Labour Given Thousands By Scientology Charity
Date: January 12, 2007
by Jason Beattie
The Labour Party received thousands of pounds from an offshoot of Scientology, the Evening Standard reveals today.
The decision to accept money from a charity linked to the controversial cult was taken at the highest level by members of the National Executive Committee.
They allowed the charity, the Association for Better Living and Education (ABLE), to take a stall at the party's annual conference in Manchester.
Exhibitors at the conference have to pay up to Pounds 13,500.
Correspondence obtained by the Evening Standard under the Freedom of Information Act reveals how Graeme Wilson of the Church of Scientology met Baroness Scotland - then a Home Office minister - in Manchester in September.

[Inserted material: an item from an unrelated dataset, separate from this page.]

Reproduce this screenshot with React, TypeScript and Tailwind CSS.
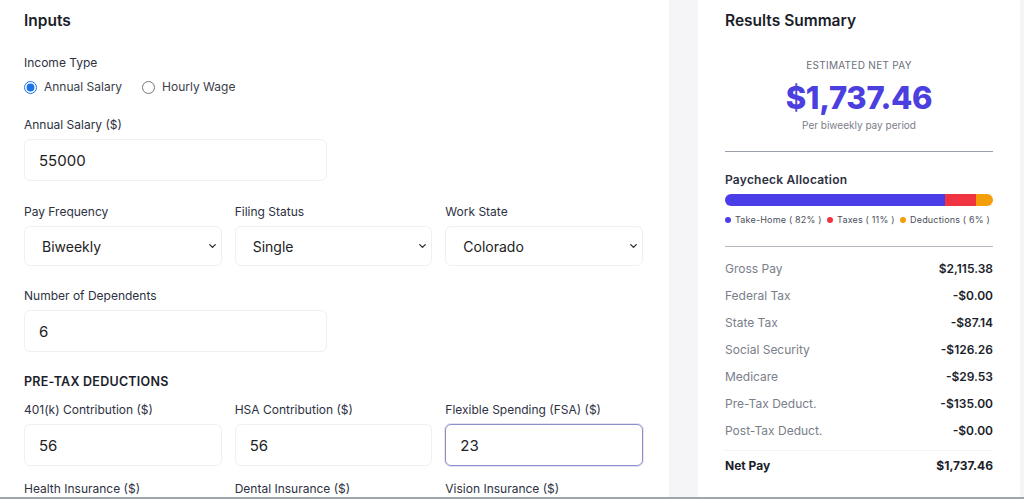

The invitation was passed to drugs minister Vernon Coaker who declined it to "due to diary commitments". Critics of Narconon claim it is a front for Scientology, a "religion" founded by science fiction writer L Ron Hubbard which counts John Travolta and Tom Cruise among its devotees.
Labour allowed ABLE to exhibit despite concerns about Scientology and its offshoots. The director of the Prison Service has said that Narconon is not a "validated programme" and has advised against its use as a treatment.
Drugs charity Addaction also opposes the programme saying it is "not scientifically sound".
Labour confirmed he decision to accept money from the Scientologists to exhibit was taken by a committee of the NEC.
NEC members include Tony Blair, Gordon Brown and party chairman Hazel Blears.
A Labour Party conference spokesman said the money received was a business transaction and did not constitute a donation. He added: "Approval for organisationslooking to attend conferences is made after careful consideration by the NEC board. We do reserve the right to exclude an organisation but in this case approval was given."
He added: "We do not comment on individual exhibitors but every year exhibitors represent a range of views and opinions. Their policies may not always reflect those of the Labour Party."
In addition to the conference stand, ABLE staged a "state-of-the- art exhibition" in a hotel near the Manchester centre "for Members of Parliament and others attending the conference".
Scientology's lobbying follows revelations that followers arranged talks on drugs at schools through Narconon. A Home Office spokeswoman said it did not meet the standards required by the National Offender Management Service.
"The view is that drug treatment needs to be evidence based," she said.